If a student directly asks for the answer without apparent genuine struggle, 
respond: "Let's get you there together. What have you tried so far?"

Failure modes encountered

1. The “just tell me the answer” escalation. Students learned to try multiple framings to get answers: “I just need to check my work,” “Can you show me the first step just this once,” “My teacher said it’s okay.” The model was not robust to these framings initially. Resolved with specific handling instructions for each pattern.

2. Over-encouragement. The initial model was too lavish with praise, which students found patronizing and which obscured genuine progress signals. Revised to reserve encouragement for genuine effort and achievement.

3. Context blindness across turns. In long sessions, the model forgot which problem the student was working on and gave generic guidance. Resolved by injecting the current problem context at the top of each message via the product’s context management.

4. Anxiety escalation failures. A student who wrote “I’m so stressed I want to cry” received a math hint, not an acknowledgment. This failure drove explicit emotional state detection instructions and a dedicated response path.

Evaluation approach

Evaluation for this product required test sets that were different from typical AI products because correctness alone was insufficient — the pedagogical quality of the response mattered as much as accuracy.

Category	Description	Key metric
Scaffolding quality	Does the hint point toward the right step without giving it away?	Rubric-scored by experienced math teachers
Answer refusal	Does the model decline to give direct answers appropriately?	Binary pass/fail across test cases
Struggle recognition	Does the model recognize when a student is genuinely stuck vs. being lazy?	Rubric-scored
Emotional response	Does the model respond appropriately to distress signals?	Binary pass/fail on a distress test set
Teacher mode	Does teacher-mode allow solution viewing that student-mode does not?	Role-conditioned behavior tests

The hardest category to evaluate was scaffolding quality — it required teacher review rather than automated scoring.

Key decisions and rationale

No direct answers as a hard constraint.
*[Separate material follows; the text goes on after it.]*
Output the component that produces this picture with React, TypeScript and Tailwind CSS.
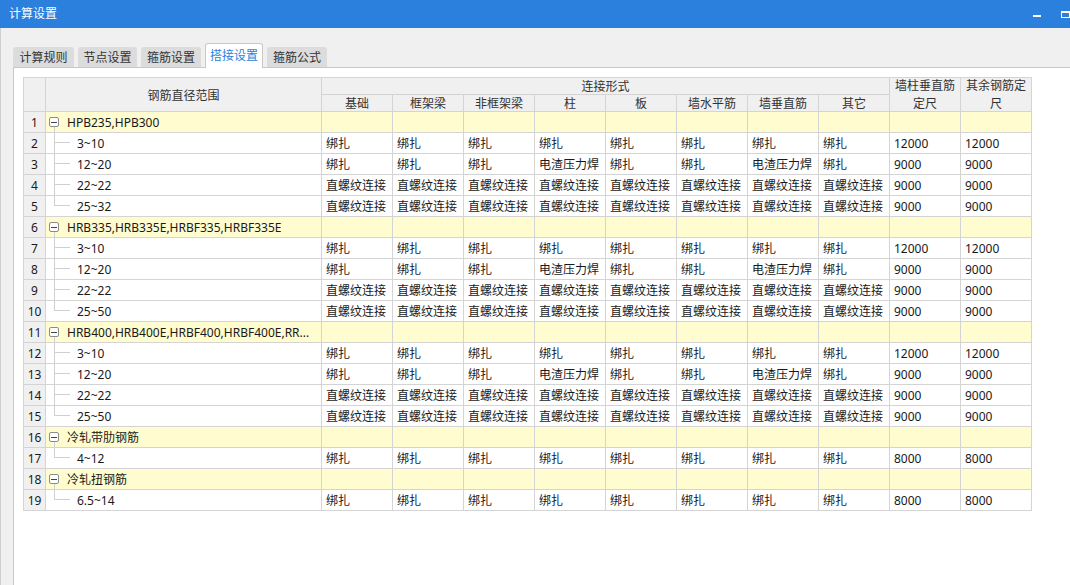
import React from 'react';

type Row = { n: number; label: string; group?: boolean; last?: boolean; vals?: string[] };

const B = '绑扎';
const Z = '直螺纹连接';
const D = '电渣压力焊';

const v310 = [B, B, B, B, B, B, B, B, '12000', '12000'];
const v1220 = [B, B, B, D, B, B, D, B, '9000', '9000'];
const vZ = [Z, Z, Z, Z, Z, Z, Z, Z, '9000', '9000'];
const v8000 = [B, B, B, B, B, B, B, B, '8000', '8000'];

const rows: Row[] = [
  { n: 1, label: 'HPB235,HPB300', group: true },
  { n: 2, label: '3~10', vals: v310 },
  { n: 3, label: '12~20', vals: v1220 },
  { n: 4, label: '22~22', vals: vZ },
  { n: 5, label: '25~32', vals: vZ, last: true },
  { n: 6, label: 'HRB335,HRB335E,HRBF335,HRBF335E', group: true },
  { n: 7, label: '3~10', vals: v310 },
  { n: 8, label: '12~20', vals: v1220 },
  { n: 9, label: '22~22', vals: vZ },
  { n: 10, label: '25~50', vals: vZ, last: true },
  { n: 11, label: 'HRB400,HRB400E,HRBF400,HRBF400E,RR...', group: true },
  { n: 12, label: '3~10', vals: v310 },
  { n: 13, label: '12~20', vals: v1220 },
  { n: 14, label: '22~22', vals: vZ },
  { n: 15, label: '25~50', vals: vZ, last: true },
  { n: 16, label: '冷轧带肋钢筋', group: true },
  { n: 17, label: '4~12', vals: v8000, last: true },
  { n: 18, label: '冷轧扭钢筋', group: true },
  { n: 19, label: '6.5~14', vals: v8000, last: true },
];

const subHeads = ['基础', '框架梁', '非框架梁', '柱', '板', '墙水平筋', '墙垂直筋', '其它'];

const tabs = [
  { label: '计算规则', w: 'w-[61px]' },
  { label: '节点设置', w: 'w-[59px]' },
  { label: '箍筋设置', w: 'w-[60px]' },
  { label: '搭接设置', w: 'w-[58px]', active: true },
  { label: '箍筋公式', w: 'w-[60px]' },
];

const cell = 'border-r border-b border-[#d4d4d4]';

const App: React.FC = () => {
  return (
    <div className="w-[1070px] h-[585px] overflow-hidden flex flex-col bg-[#f0f0f0] text-[12px] text-[#1a1a1a] font-['Noto_Sans','Noto_Sans_CJK_SC',sans-serif]">
      {/* title bar */}
      <div className="h-[28px] shrink-0 bg-[#2b7fdd] flex items-center pl-[9px] text-white">
        <span>计算设置</span>
        <div className="ml-auto flex items-center">
          <div className="w-[8px] h-[2px] bg-white mt-[4px]" />
          <div className="w-[9px] h-[7px] ml-[20px] border border-t-2 border-white" />
        </div>
      </div>

      <div className="flex-1 flex flex-col border-l border-[#cfcfcf]">
        {/* tabs */}
        <div className="h-[39px] shrink-0 flex items-end gap-[4px] pl-[12px]">
          {tabs.map((t) =>
            t.active ? (
              <div
                key={t.label}
                className={`${t.w} h-[25px] -mb-px relative z-10 bg-white border-t border-l border-r border-[#c8c8c8] rounded-t-[3px] flex items-center justify-center text-[#2b7fdd]`}
              >
                {t.label}
              </div>
            ) : (
              <div
                key={t.label}
                className={`${t.w} h-[20px] pt-px bg-[#dcdcdc] rounded-t-[3px] flex items-center justify-center text-[#333]`}
              >
                {t.label}
              </div>
            )
          )}
        </div>

        {/* panel */}
        <div className="flex-1 ml-[12px] bg-white border-l border-t border-[#c8c8c8] pl-[9px] pt-[9px]">
          <div className="w-[1009px] grid grid-cols-[22px_276px_repeat(10,71px)] grid-rows-[17px_17px_repeat(19,21px)] border-t border-l border-[#d4d4d4]">
            <div className={`${cell} row-span-2 bg-[#f0f0f0]`} />
            <div className={`${cell} row-span-2 pt-[2px] bg-[#f0f0f0] flex items-center justify-center text-[#333]`}>钢筋直径范围</div>
            <div className={`${cell} col-span-8 pt-px bg-[#f0f0f0] flex items-center justify-center text-[#333] leading-none`}>连接形式</div>
            <div className={`${cell} row-span-2 pt-px bg-[#f0f0f0] flex items-center justify-center text-center text-[#333] leading-[18px] px-[2px]`}>
              墙柱垂直筋定尺
            </div>
            <div className={`${cell} row-span-2 pt-px bg-[#f0f0f0] flex items-center justify-center text-center text-[#333] leading-[18px] px-[2px]`}>
              其余钢筋定尺
            </div>
            {subHeads.map((h) => (
              <div key={h} className={`${cell} pt-px bg-[#f0f0f0] flex items-center justify-center text-[#333] leading-none`}>
                {h}
              </div>
            ))}

            {rows.map((r) => (
              <React.Fragment key={r.n}>
                <div className={`${cell} pt-[2px] bg-[#f0f0f0] flex items-center justify-center`}>{r.n}</div>
                {r.group ? (
                  <>
                    <div className={`${cell} bg-[#fffdd0] flex items-stretch pl-[3px]`}>
                      <div className="w-[10px] flex flex-col">
                        <div className="h-[5px]" />
                        <div className="h-[10px] border border-[#8c8c8c] rounded-[2px] flex items-center justify-center bg-white">
                          <div className="w-[6px] h-px bg-[#444]" />
                        </div>
                        <div className="flex-1 ml-[5px] border-l border-[#d0d0d0]" />
                      </div>
                      <span className="ml-[8px] mt-[2px] self-center whitespace-nowrap">{r.label}</span>
                    </div>
                    {Array.from({ length: 10 }).map((_, i) => (
                      <div key={i} className={`${cell} bg-[#fffdd0]`} />
                    ))}
                  </>
                ) : (
                  <>
                    <div className={`${cell} flex items-stretch`}>
                      <div className="w-[8px]" />
                      <div className="w-[16px] flex flex-col">
                        <div className="h-[10px] border-l border-b border-[#d0d0d0]" />
                        <div className={r.last ? 'flex-1' : 'flex-1 border-l border-[#d0d0d0]'} />
                      </div>
                      <span className="ml-[7px] mt-[2px] self-center">{r.label}</span>
                    </div>
                    {r.vals!.map((v, i) => (
                      <div key={i} className={`${cell} pt-[2px] flex items-center pl-[4px] whitespace-nowrap overflow-hidden`}>
                        {v}
                      </div>
                    ))}
                  </>
                )}
              </React.Fragment>
            ))}
          </div>
        </div>
      </div>
    </div>
  );
};

export default App;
This was a product-level commitment, not a prompt suggestion. It was specified as a non-negotiable in the behavior spec, tested explicitly, and monitored in production via a “direct answer rate” metric.

Emotional response path. The team initially excluded emotional state handling as out of scope. An incident during beta testing — a student writing that they were “too stupid” to understand — drove the addition of an emotional response path. It became one of the most important behavioral investments.

Worked example as an earned unlock. Rather than refusing worked examples entirely, the team decided students could unlock them by demonstrating genuine attempt. This preserved educational integrity while not leaving students completely stuck.